Un comienzo sorprendente y una presencia fascinadora inauguran por todo lo alto La desaparición de Eleanor Rigby. El arranque, lógicamente, no se va a detallar. En cuanto a la fulgurante presencia, digamos su nombre: Jessica Chastain; una de esas actrices que insuflan a sus personajes un toque de distinción, un plus de carisma que está más allá de la fotogenia. Posee esta profesional una suerte de indefinible misterio. Y ese misterio enciende el mecanismo narrativo de un Ned Benson que, durante muchas secuencias, da pruebas de un gran sentido para la composición. Benson tiene 37 años y una carrera corta.

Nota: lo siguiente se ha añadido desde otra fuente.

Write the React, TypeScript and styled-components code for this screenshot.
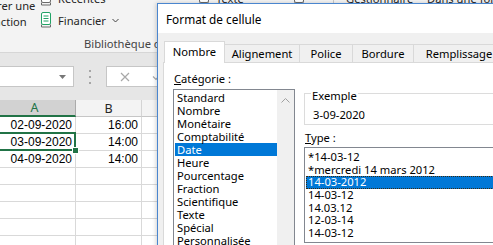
import { Fragment } from "react";
import styled, { createGlobalStyle } from "styled-components";

const GlobalStyle = createGlobalStyle`
  html, body { margin: 0; padding: 0; overflow: hidden; background: #fff; }
`;

const Screen = styled.div`
  position: relative;
  width: 493px;
  height: 245px;
  overflow: hidden;
  font-family: "Noto Sans", "Segoe UI", sans-serif;
  font-size: 11.2px;
  color: #262626;
  background: #fff;
`;

/* ---------- Excel window ---------- */

const Excel = styled.div`
  display: flex;
  flex-direction: column;
`;

const Ribbon = styled.div`
  height: 52px;
  background: #f3f3f3;
  border-bottom: 1px solid #d6d6d6;
  display: flex;
  flex-direction: column;
`;

const RibbonBody = styled.div`
  height: 31px;
  flex-shrink: 0;
  display: flex;
  overflow: hidden;
  white-space: nowrap;
`;

const BigButton = styled.div<{ $width: number; $offset?: number }>`
  width: ${({ $width }) => $width}px;
  margin-left: ${({ $offset = 0 }) => $offset}px;
  flex-shrink: 0;
  display: flex;
  flex-direction: column;
  justify-content: flex-end;
  align-items: center;
  padding-bottom: 1px;
  line-height: 16px;
  color: #262626;
`;

const RibbonColumn = styled.div<{ $width: number }>`
  width: ${({ $width }) => $width}px;
  flex-shrink: 0;
  display: flex;
  flex-direction: column;
  justify-content: flex-end;
`;

const RibbonItem = styled.div`
  height: 22px;
  flex-shrink: 0;
  display: flex;
  align-items: center;
  gap: 6px;
  color: #262626;
`;

const RibbonSeparator = styled.div`
  width: 1px;
  margin: 0 12px 0 0;
  background: #c8c8c8;
  flex-shrink: 0;
`;

const GroupLabel = styled.div`
  padding: 5px 0 0 84px;
  line-height: 16px;
  color: #444;
  white-space: nowrap;
`;

const FormulaBar = styled.div`
  height: 47px;
  background: #e6e6e6;
  display: flex;
  align-items: center;
`;

const NameBox = styled.div`
  width: 75px;
  height: 21px;
  margin-left: -1px;
  box-sizing: border-box;
  background: #fff;
  border: 1px solid #c6c6c6;
  display: flex;
  align-items: center;
  justify-content: flex-end;
  padding-right: 7px;
`;

const Grip = styled.div`
  width: 2px;
  margin: 0 15px 0 15px;
  display: flex;
  flex-direction: column;
  gap: 4px;
  & > span {
    width: 2px;
    height: 2px;
    background: #a6a6a6;
  }
`;

const FxBox = styled.div`
  flex: 1;
  height: 21px;
  box-sizing: border-box;
  background: #fff;
  border: 1px solid #c6c6c6;
  display: flex;
  align-items: center;
  padding-left: 13px;
  gap: 22px;
`;

const Sheet = styled.div`
  margin-left: -6px;
  display: grid;
  grid-template-columns: 82px 66px 1fr;
  grid-auto-rows: 17px;
  font-family: "Liberation Sans", Arial, sans-serif;
  font-size: 12px;
  color: #000;
`;

const HeaderCell = styled.div<{ $active?: boolean }>`
  box-sizing: border-box;
  display: flex;
  align-items: center;
  justify-content: center;
  font-family: "Noto Sans", "Segoe UI", sans-serif;
  font-size: 12.5px;
  background: ${({ $active }) => ($active ? "#d2d2d2" : "#f3f3f3")};
  color: ${({ $active }) => ($active ? "#217346" : "#262626")};
  border-right: 1px solid ${({ $active }) => ($active ? "#ababab" : "#d4d4d4")};
  border-bottom: ${({ $active }) =>
    $active ? "2px solid #217346" : "1px solid #c6c6c6"};
`;

const Cell = styled.div<{ $selected?: boolean }>`
  position: relative;
  box-sizing: border-box;
  border-right: 1px solid #d9d9d9;
  border-bottom: 1px solid #d9d9d9;
  display: flex;
  align-items: center;
  justify-content: flex-end;
  padding-right: 3px;
  line-height: 16px;

  ${({ $selected }) =>
    $selected &&
    `
    &::after {
      content: "";
      position: absolute;
      top: -2px;
      left: -2px;
      right: -1px;
      bottom: -1px;
      border: 2px solid #217346;
    }
    &::before {
      content: "";
      position: absolute;
      right: -4px;
      bottom: -4px;
      width: 5px;
      height: 5px;
      background: #217346;
      border: 1px solid #fff;
      z-index: 1;
    }
  `}
`;

/* ---------- Format de cellule dialog ---------- */

const Dialog = styled.section`
  position: absolute;
  left: 157px;
  top: 3px;
  width: 380px;
  height: 290px;
  box-sizing: border-box;
  overflow: hidden;
  background: #f0f0f0;
  border: 1px solid #4a86cf;
  box-shadow: -1px 0 4px rgba(0, 0, 0, 0.18);
  display: flex;
  flex-direction: column;
  color: #000;
`;

const TitleBar = styled.header`
  height: 29px;
  flex-shrink: 0;
  background: #fff;
  display: flex;
  align-items: center;
  padding-left: 8px;
  font-size: 11.8px;
`;

const DialogBody = styled.div`
  flex: 1;
  min-height: 0;
  display: flex;
  flex-direction: column;
  padding: 8px 0 0 5px;
`;

const TabList = styled.div`
  height: 21px;
  flex-shrink: 0;
  display: flex;
  align-items: flex-end;
  padding-left: 1px;
`;

const Tab = styled.div<{ $width: number; $active?: boolean }>`
  position: relative;
  flex-shrink: 0;
  width: ${({ $width }) => $width}px;
  height: ${({ $active }) => ($active ? 22 : 18)}px;
  margin: 0 -1px ${({ $active }) => ($active ? -1 : 0)}px 0;
  box-sizing: border-box;
  border: 1px solid #d9d9d9;
  border-bottom: none;
  background: ${({ $active }) => ($active ? "#fff" : "#f0f0f0")};
  z-index: ${({ $active }) => ($active ? 1 : 0)};
  display: flex;
  align-items: center;
  justify-content: center;
  padding-bottom: ${({ $active }) => ($active ? 2 : 0)}px;
  white-space: nowrap;
`;

const TabPanel = styled.div`
  flex: 1;
  background: #fff;
  border: 1px solid #d9d9d9;
  padding: 8px 0 0 9px;
  display: flex;
  gap: 9px;
`;

const Column = styled.div<{ $width?: number }>`
  display: flex;
  flex-direction: column;
  ${({ $width }) => ($width ? `width: ${$width}px; flex-shrink: 0;` : "flex: 1;")}
`;

const FieldLabel = styled.div<{ $gap?: number }>`
  line-height: 16px;
  flex-shrink: 0;
  margin-top: ${({ $gap = 0 }) => $gap}px;
  margin-left: 1px;
`;

const Accel = styled.span`
  text-decoration: underline;
`;

const ListBox = styled.div<{ $height: number; $gap: number }>`
  margin-top: ${({ $gap }) => $gap}px;
  height: ${({ $height }) => $height}px;
  flex-shrink: 0;
  box-sizing: border-box;
  border: 1px solid #828790;
  display: flex;
  background: #fff;
`;

const ListItems = styled.ul<{ $pad: number }>`
  flex: 1;
  margin: 0;
  padding: ${({ $pad }) => $pad}px 0 0 1px;
  list-style: none;
`;

const ListItem = styled.li<{ $row: number; $selected?: boolean; $focus?: boolean }>`
  height: ${({ $row }) => $row}px;
  line-height: ${({ $row }) => $row}px;
  padding-left: 2px;
  white-space: nowrap;
  background: ${({ $selected }) => ($selected ? "#0078d7" : "transparent")};
  color: ${({ $selected }) => ($selected ? "#fff" : "#000")};
  outline: ${({ $focus }) => ($focus ? "1px dotted #3a2a10" : "none")};
  outline-offset: -1px;
`;

const ScrollBar = styled.div`
  width: 17px;
  background: #f0f0f0;
  display: flex;
  justify-content: center;
  padding-top: 8px;
`;

const GroupBox = styled.div`
  margin-top: 22px;
  height: 32px;
  flex-shrink: 0;
  box-sizing: border-box;
  border: 1px solid #dcdcdc;
  display: flex;
  flex-direction: column;
  align-items: flex-start;
`;

const GroupTitle = styled.div`
  margin: -5px 0 0 6px;
  padding: 0 1px;
  line-height: 14px;
  background: #fff;
`;

const GroupValue = styled.div`
  margin: 5px 0 0 8px;
  line-height: 14px;
`;

/* ---------- icons ---------- */

const BookIcon = ({ color }: { color: string }) => (
  <svg width="12" height="16" viewBox="0 0 12 16">
    <rect x="1.5" y="0.5" width="9" height="12" rx="1.5" fill="#fff" stroke={color} />
    <path d="M3.5 4h5M3.5 6.5h5M3.5 9h5" stroke={color} />
    <path d="M1.5 12.5v2.5h9v-2.5" stroke="#6a6a6a" fill="none" />
  </svg>
);

const Chevron = ({ color = "#444" }: { color?: string }) => (
  <svg width="7" height="5" viewBox="0 0 7 5">
    <path d="M0.5 1l3 3 3-3" fill="none" stroke={color} />
  </svg>
);

const ChevronUp = () => (
  <svg width="9" height="5" viewBox="0 0 9 5">
    <path d="M0.5 4.5l4-4 4 4" fill="none" stroke="#a0a0a0" />
  </svg>
);

const DropTriangle = () => (
  <svg width="7" height="4" viewBox="0 0 7 4">
    <path d="M0 0h7L3.5 4z" fill="#777" />
  </svg>
);

const CrossIcon = () => (
  <svg width="10" height="10" viewBox="0 0 10 10">
    <path d="M1 1l8 8M9 1l-8 8" stroke="#a8a8a8" strokeWidth="1.2" />
  </svg>
);

const CheckIcon = () => (
  <svg width="11" height="9" viewBox="0 0 11 9">
    <path d="M1 4.5l3 3 6-6.5" fill="none" stroke="#a8a8a8" strokeWidth="1.2" />
  </svg>
);

const categories = [
  "Standard",
  "Nombre",
  "Monétaire",
  "Comptabilité",
  "Date",
  "Heure",
  "Pourcentage",
  "Fraction",
  "Scientifique",
  "Texte",
  "Spécial",
  "Personnalisée",
];

const dateTypes = [
  "*14-03-12",
  "*mercredi 14 mars 2012",
  "14-03-2012",
  "14-03-12",
  "14.03.12",
  "12-03-14",
  "14-03-12",
];

const rows = [
  ["02-09-2020", "16:00"],
  ["03-09-2020", "14:00"],
  ["04-09-2020", "14:00"],
  ["", ""],
  ["", ""],
  ["", ""],
  ["", ""],
  ["", ""],
];

const tabs = [
  { label: "Nombre", width: 61 },
  { label: "Alignement", width: 76 },
  { label: "Police", width: 54 },
  { label: "Bordure", width: 62 },
  { label: "Remplissage", width: 92 },
];

export default function App() {
  return (
    <Screen>
      <GlobalStyle />
      <Excel>
        <Ribbon>
          <RibbonBody>
            <BigButton $width={70} $offset={-30}>
              <span>Insérer une</span>
              <span>fonction</span>
            </BigButton>
            <RibbonColumn $width={158}>
              <RibbonItem>
                <BookIcon color="#6a6a6a" />
                <span>Récentes</span>
              </RibbonItem>
              <RibbonItem>
                <BookIcon color="#21a366" />
                <span>Financier</span>
                <Chevron />
              </RibbonItem>
            </RibbonColumn>
            <RibbonColumn $width={95}>
              <RibbonItem>
                <BookIcon color="#6a6a6a" />
                <span>Texte</span>
              </RibbonItem>
              <RibbonItem>
                <BookIcon color="#6a6a6a" />
                <span>Date et heure</span>
              </RibbonItem>
            </RibbonColumn>
            <RibbonColumn $width={40}>
              <RibbonItem>
                <BookIcon color="#6a6a6a" />
              </RibbonItem>
              <RibbonItem />
            </RibbonColumn>
            <RibbonSeparator />
            <RibbonColumn $width={75}>
              <RibbonItem>
                <span>Gestionnaire</span>
              </RibbonItem>
              <RibbonItem />
            </RibbonColumn>
            <RibbonColumn $width={100}>
              <RibbonItem>
                <BookIcon color="#6a6a6a" />
                <span>Dans une formule</span>
              </RibbonItem>
              <RibbonItem />
            </RibbonColumn>
          </RibbonBody>
          <GroupLabel>Bibliothèque de fonctions</GroupLabel>
        </Ribbon>

        <FormulaBar>
          <NameBox>
            <DropTriangle />
          </NameBox>
          <Grip>
            <span />
            <span />
            <span />
          </Grip>
          <FxBox>
            <CrossIcon />
            <CheckIcon />
          </FxBox>
        </FormulaBar>

        <Sheet>
          <HeaderCell $active>A</HeaderCell>
          <HeaderCell>B</HeaderCell>
          <HeaderCell>C</HeaderCell>
          {rows.map(([date, time], i) => (
            <Fragment key={i}>
              <Cell $selected={i === 1}>{date}</Cell>
              <Cell>{time}</Cell>
              <Cell />
            </Fragment>
          ))}
        </Sheet>
      </Excel>

      <Dialog>
        <TitleBar>Format de cellule</TitleBar>
        <DialogBody>
          <TabList>
            {tabs.map((t, i) => (
              <Tab key={t.label} $width={t.width} $active={i === 0}>
                {t.label}
              </Tab>
            ))}
          </TabList>
          <TabPanel>
            <Column $width={122}>
              <FieldLabel>
                <Accel>C</Accel>atégorie :
              </FieldLabel>
              <ListBox $height={180} $gap={2}>
                <ListItems $pad={1}>
                  {categories.map((c) => (
                    <ListItem key={c} $row={13} $selected={c === "Date"}>
                      {c}
                    </ListItem>
                  ))}
                </ListItems>
                <ScrollBar>
                  <ChevronUp />
                </ScrollBar>
              </ListBox>
            </Column>
            <Column>
              <GroupBox>
                <GroupTitle>Exemple</GroupTitle>
                <GroupValue>3-09-2020</GroupValue>
              </GroupBox>
              <FieldLabel $gap={5}>
                <Accel>T</Accel>ype :
              </FieldLabel>
              <ListBox $height={96} $gap={1}>
                <ListItems $pad={3}>
                  {dateTypes.map((d, i) => (
                    <ListItem
                      key={`${d}-${i}`}
                      $row={12.67}
                      $selected={i === 2}
                      $focus={i === 2}
                    >
                      {d}
                    </ListItem>
                  ))}
                </ListItems>
              </ListBox>
            </Column>
          </TabPanel>
        </DialogBody>
      </Dialog>
    </Screen>
  );
}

La desaparición de Eleanor Rigby surge como su primer largometraje, como esa obra iniciática concebida como un tríptico singular en torno a un mismo relato narrado desde puntos de vista diferentes. Como delata el título, el filme invoca al espíritu beatle y, aunque la cosa no guarde una relación directa con el cuarteto de Liverpool, sí que su ADN sabe del ánimo pop de las baladas tiernas de Lennon y McCartney. Dicho de otro modo. La desaparición de Eleanor Rigby desgrana una historia que habla de una pareja enamorada víctima de un desgarro sentimental. Con Jessica Chastain como bandera y con James McAvoy como coprotagonista, este filme habla del dolor ante la pérdida de un ser querido, del desbrujulamiento de un ser humano roto por el roce con la muerte, de la pérdida de identidad y de la necesidad de reinventarse una vida.

Benson se lanza a tumba abierta, pero desconfía del material del que parte. De ahí que retuerza la cronología de los hechos para alimentar un enigma impostado que, a medida que el espectador descubre, menos interés conserva por lo que resta. Esa falta de tensión, por un deseo de generarla en exceso, dificulta los perfiles de un melodrama sobre las relaciones personales, la madurez y esas etapas de la vida por la que los hijos de hoy, son los padres de mañana.